View Full Version : Guidelines for cache sizes.



kmuglurmath
08-07-2003, 05:12 PM
In mondrian.properties, there is a mondrian.rolap.CachePool.costLimit variable. How is this variable used? Are there any guidelines for setting the value for this? For a fact table that has over 5 million rows and 10 different dimensions in a star schema, what is the 'rule of thumb' I need to follow to set the cache size, so that multiple users hitting the same page can get results instantly without having to re-query the data from the database?
Please help!
Thanks.

jhyde
08-08-2003, 06:09 AM
In short, you need to come up with a set of queries, and set Mondrian's cache size such that once the cache is populated, you can re-run these queries without running any expensive SQL. But the cache must not be so large that Mondrian exceeds physical memory.
The tuning process is as follows. First, start up Mondrian with tracing enabled. Now come up with a set of representative queries (maybe open several web browsers, each running a different query). The key word here is 'representative'; if you execute a query which has a huge result (or intermediate set), you will obviously blow all previous results out of the cache, but you won't have learned anything.
As you run these queries, note which SQL statements Mondrian runs. If a SQL statement is executed, it indicates that the required information was not in the cache.
Also note the size of the Mondrian process (java.exe, if you are running Mondrian from Tomcat), which increases as the amount of cached data increases, and will stop increasing once Mondrian reaches its cache limit.
Obviously, the first time you run a query Mondrian will need to execute SQL to get the data. If the cache sized large enough, then the second time you run the query, it be able to execute the query from cache, and it won't execute any SQL. (If you drill down on a member, it may execute one or two inexpensive SQL statements to retrieve the child members. In my opinion, that is acceptable.)

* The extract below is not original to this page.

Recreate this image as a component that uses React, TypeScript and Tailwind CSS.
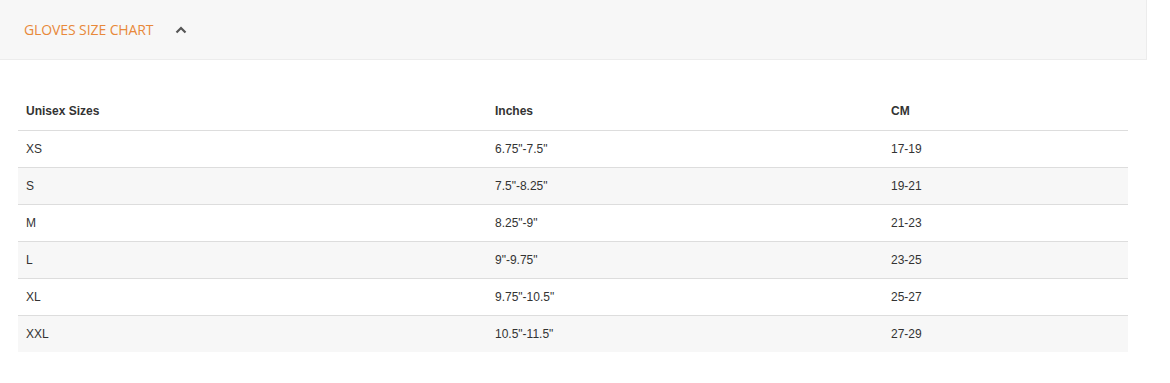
import React from "react";

const rows = [
  ["XS", '6.75"-7.5"', "17-19"],
  ["S", '7.5"-8.25"', "19-21"],
  ["M", '8.25"-9"', "21-23"],
  ["L", '9"-9.75"', "23-25"],
  ["XL", '9.75"-10.5"', "25-27"],
  ["XXL", '10.5"-11.5"', "27-29"],
];

export default function App() {
  return (
    <div className="w-[1170px] h-[383px] bg-white">
      <div className="w-[1147px] h-[60px] bg-[#f7f7f7] border-b border-r border-[#ececec] flex items-center pl-6">
        <span
          className="text-[14px] text-[#e8893a] tracking-[-0.1px]"
          style={{ fontFamily: '"Open Sans", sans-serif' }}
        >
          GLOVES SIZE CHART
        </span>
        <svg className="ml-[22px]" width="12" height="8" viewBox="0 0 12 8">
          <path d="M1.5 6.5 L6 2 L10.5 6.5" fill="none" stroke="#555" strokeWidth="2.2" />
        </svg>
      </div>
      <div
        className="ml-[18px] mt-[32px] w-[1110px] text-[12px] text-[#333]"
        style={{ fontFamily: '"Liberation Sans", Arial, sans-serif' }}
      >
        <div className="grid grid-cols-[469px_396px_245px] h-[38px] items-center font-bold">
          <div className="pl-2">Unisex Sizes</div>
          <div className="pl-2">Inches</div>
          <div className="pl-2">CM</div>
        </div>
        {rows.map((r, i) => (
          <div
            key={r[0]}
            className={
              "grid grid-cols-[469px_396px_245px] h-[37px] items-center border-t border-[#dddddd] " +
              (i % 2 === 1 ? "bg-[#f7f7f7]" : "bg-white")
            }
          >
            <div className="pl-2">{r[0]}</div>
            <div className="pl-2">{r[1]}</div>
            <div className="pl-2">{r[2]}</div>
          </div>
        ))}
      </div>
    </div>
  );
}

Now run some other queries, and then execute your original query again. Does it require SQL access? If it does, this means that the other queries have caused the original data to be flushed from the cache, and this is an indication that your cache is too small.
The cache is too large if the Mondrian process grows too large. As a general principle, the process should be 50% of the real memory on your system or less. Any larger than that and the process will start to page into virtual memory. (On a Windows system, the 'PF delta' column in task manager is a good measure of this.)
Comments, anyone? I would love to hear about people's experiences tuning Mondrian in the real world.